Evans sits eighth in the standings – 21 points adrift of teammate Sam Bird – ahead of the first race of the London E-Prix doubleheader this afternoon. The Kiwi is yet to win this season but is one of 15 drivers currently still in contention to be crowned Formula E’s first World Champion next month.
Having been in contention during the past two seasons, Evans told Inside Electric that he’s confident he can make the difference this time, having learned from his bad experience in Berlin last season.
“I’m definitely confident [but] we’ve still got Berlin to deal with. [London] should suit our car, so we need to capitalise on being in Group 2, but we’ve still got four races to go, and the points gap is tiny,” Evans said.
“In a way, I have probably got a better shot [than I did last year], but there are 15 guys who’ve got a solid chance at winning this championship.

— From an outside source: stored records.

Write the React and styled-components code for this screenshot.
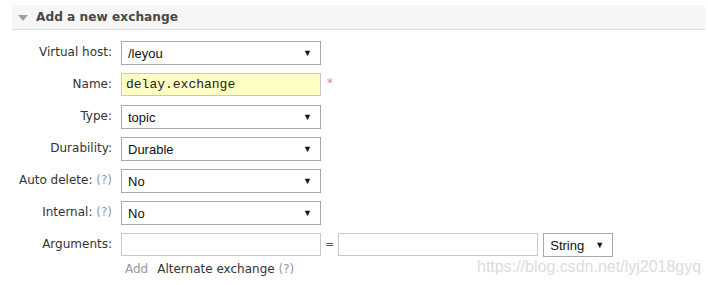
import React from 'react'
import styled, { createGlobalStyle } from "styled-components";

const Global = createGlobalStyle`
  body {
    margin: 0;
    background: #fff;
    font-family: "DejaVu Sans", Verdana, sans-serif;
  }
`;

const Page = styled.div`
  position: relative;
  width: 708px;
  height: 285px;
  padding-top: 5px;
  box-sizing: border-box;
  overflow: hidden;
`;

const Header = styled.div`
  margin: 0 3px 0 12px;
  height: 24px;
  background: #f6f6f6;
  border-bottom: 1px solid #dddddd;
  display: flex;
  align-items: center;
  padding-left: 6px;
  gap: 8px;
  color: #484848;
  font-weight: bold;
  font-size: 12.2px;
`;

const Triangle = styled.span`
  width: 0;
  height: 0;
  border-left: 5px solid transparent;
  border-right: 5px solid transparent;
  border-top: 6px solid #a0a0a0;
  margin-top: 1px;
`;

const Form = styled.div`
  display: flex;
  flex-direction: column;
  padding-top: 11px;
`;

const Row = styled.div`
  display: flex;
  align-items: flex-start;
  height: 32px;
`;

const Label = styled.div`
  width: 112px;
  line-height: 23px;
  text-align: right;
  font-size: 12px;
  color: #333;
  padding-right: 9px;
  white-space: nowrap;
`;

const Help = styled.span`
  color: #999;
`;

const SelectBox = styled.div`
  box-sizing: border-box;
  width: ${p => p.$w || 200}px;
  height: 24px;
  border: 1px solid #a9a9a9;
  display: flex;
  align-items: center;
  justify-content: space-between;
  padding: 0 8px 0 6px;
  font-family: "Liberation Sans", Arial, sans-serif;
  font-size: 13px;
  color: #111;
  background: #fff;
`;

const Arrow = styled.span`
  font-size: 9px;
  color: #111;
`;

const Input = styled.div`
  box-sizing: border-box;
  width: 200px;
  height: 23px;
  border: 1px solid #c8c8c8;
  background: ${p => (p.$yellow ? "#ffffc4" : "#fff")};
  display: flex;
  align-items: center;
  padding-left: 4px;
  font-family: "Liberation Mono", "Courier New", monospace;
  font-size: 13px;
  color: #222;
`;

const Star = styled.span`
  color: #f08a98;
  font-size: 12px;
  margin-left: 6px;
  margin-top: 3px;
`;

const Equals = styled.span`
  font-size: 11px;
  line-height: 23px;
  color: #555;
  margin: 0 4px 0 4px;
`;

const Gap = styled.span`
  width: 5px;
`;

const Links = styled.div`
  margin-left: 125px;
  font-size: 12px;
  color: #333;
  display: flex;
  gap: 9px;
  margin-top: -3px;
`;

const Muted = styled.span`
  color: #999;
`;

const Watermark = styled.div`
  position: absolute;
  left: 477px;
  top: 258px;
  font-family: "Liberation Sans", Arial, sans-serif;
  font-size: 16px;
  color: #dcdcdc;
`;

const Select = ({ children, w }) => (
  <SelectBox $w={w}>
    <span>{children}</span>
    <Arrow>▼</Arrow>
  </SelectBox>
);

const App = () => {
  return (
    <Page>
      <Global />
      <Header>
        <Triangle />
        Add a new exchange
      </Header>
      <Form>
        <Row>
          <Label>Virtual host:</Label>
          <Select>/leyou</Select>
        </Row>
        <Row>
          <Label>Name:</Label>
          <Input $yellow>delay.exchange</Input>
          <Star>*</Star>
        </Row>
        <Row>
          <Label>Type:</Label>
          <Select>topic</Select>
        </Row>
        <Row>
          <Label>Durability:</Label>
          <Select>Durable</Select>
        </Row>
        <Row>
          <Label>Auto delete: <Help>(?)</Help></Label>
          <Select>No</Select>
        </Row>
        <Row>
          <Label>Internal: <Help>(?)</Help></Label>
          <Select>No</Select>
        </Row>
        <Row>
          <Label>Arguments:</Label>
          <Input />
          <Equals>=</Equals>
          <Input />
          <Gap />
          <Select w={70}>String</Select>
        </Row>
        <Links>
          <Muted>Add</Muted>
          <span>Alternate exchange <Help>(?)</Help></span>
        </Links>
      </Form>
      <Watermark>https://blog.csdn.net/lyj2018gyq</Watermark>
    </Page>
  );
};

export default App
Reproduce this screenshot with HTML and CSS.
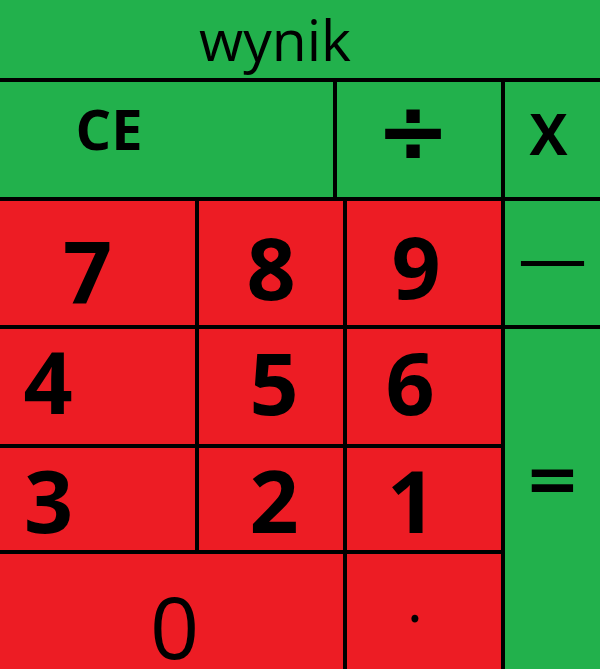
FILE: index.html
```html
<!DOCTYPE html>
<html lang="pl">
<head>
<meta charset="utf-8">
<title>Kalkulator</title>
<link rel="stylesheet" href="styles.css">
</head>
<body>
<div class="calc">
  <div class="display"><span class="display-text">wynik</span></div>
  <div class="ops">
    <div class="key op key-ce">CE</div>
    <div class="key sym key-div">÷</div>
    <div class="key op key-mul">X</div>
  </div>
  <div class="pad">
    <div class="key num k7">7</div>
    <div class="key num k8">8</div>
    <div class="key num k9">9</div>
    <div class="key sym key-minus">—</div>
    <div class="key num k4">4</div>
    <div class="key num k5">5</div>
    <div class="key num k6">6</div>
    <div class="key sym key-eq">=</div>
    <div class="key num k3">3</div>
    <div class="key num k2">2</div>
    <div class="key num k1">1</div>
    <div class="key num k0">0</div>
    <div class="key num kdot">.</div>
  </div>
</div>
</body>
</html>
```
FILE: styles.css
```css
html, body {
  margin: 0;
  padding: 0;
}
body {
  width: 600px;
  height: 669px;
  overflow: hidden;
  background: #000;
  font-family: "Open Sans", "Noto Sans", sans-serif;
  color: #000;
}
.calc {
  display: flex;
  flex-direction: column;
  gap: 4px;
  width: 600px;
  height: 669px;
  background: #000;
}
.display {
  height: 78px;
  background: #22b14c;
  display: flex;
  justify-content: center;
  align-items: flex-start;
  padding: 11px 50px 0 0;
  box-sizing: border-box;
}
.display-text {
  font-size: 57px;
  line-height: 1;
  font-weight: 400;
}
.ops {
  display: grid;
  grid-template-columns: 333px 164px 95px;
  gap: 4px;
  height: 115px;
}
.pad {
  display: grid;
  grid-template-columns: 195px 144px 154px 95px;
  grid-template-rows: 124px 115px 102px 115px;
  gap: 4px;
}
.key {
  display: flex;
  justify-content: center;
  align-items: flex-start;
  box-sizing: border-box;
  line-height: 1;
  background: #ed1c24;
}
.op, .sym {
  background: #22b14c;
}
.op {
  font-size: 56px;
  font-weight: 700;
}
.sym {
  font-family: "DejaVu Sans", sans-serif;
  font-weight: 700;
  align-items: center;
}
.num {
  font-size: 86px;
  font-weight: 700;
}
.key-ce { padding: 18px 115px 0 0; }
.key-mul { padding: 23px 8px 0 0; font-size: 57px; }
.key-div { font-size: 89px; padding: 0 12px 17px 0; }
.key-minus { font-size: 70px; font-weight: 400; padding: 0 0 8px 0; }
.key-eq { grid-column: 4; grid-row: 2 / 5; font-size: 66px; padding: 0 0 39px 0; }

.k7 { padding: 27px 20px 0 0; }
.k8 { padding: 23px 0 0 0; }
.k9 { padding: 22px 16px 0 0; }
.k4 { padding: 9px 99px 0 0; }
.k5 { padding: 10px 0 0 6px; }
.k6 { padding: 10px 28px 0 0; }
.k3 { padding: 9px 98px 0 0; }
.k2 { padding: 9px 0 0 6px; }
.k1 { padding: 9px 25px 0 0; }
.k0 { grid-column: 1 / 3; font-weight: 400; padding: 29px 0 0 6px; }
.kdot { font-size: 60px; font-weight: 400; padding: 15px 18px 0 0; }
```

You’ve got to just treat everyone the same. You’re fighting more than half the field who can win this.
Asked why he feels he has a better shot this year, Evans added: “It’s just more experience [that I have now] and hopefully that’s gonna help. I feel like I’m driving really well. You need a bit of luck in this championship for it to fall your way, but you want to control things you can control.
“I feel like I’m in a good mental state, performance window, but whoever wins this championship is going to need a really clean end to the year. Hopefully that’s me, but things here are so random; it’s so up and down. I just hope with the experience I’ve gained over the past few years that I can put it all together and finish on a massive high.
“It will be annoying to miss out on the title after my third shot [and] with this being my most genuine shot at winning it.”
Despite Evans’ confidence, he was one of several drivers in London to draw attention to Formula E’s qualifying format and the number of surprising results it’s contributed to this season.
With 10 different polesitters and nine different winners so far, Evans suggested the current qualifying format was having too much of an impact on results and said it would be “weird” if a driver won the championship by being in a more advantageous qualifying group for the last race.
“Who is seventh on the last day could go into Group 2 [and win], which hopefully [is a situation] we don’t have this year. It could well be that the guy in seventh still has a championship chance coming into the second race of Berlin and wins it,” said Evans.
“That would be weird, and look, do we want that? Do we want it that random? It’s probably getting a bit too extreme that a guy in seventh comes out winning. You want a few guys in the mix, but it’s gonna unfold how it unfolds, and we can’t control that.”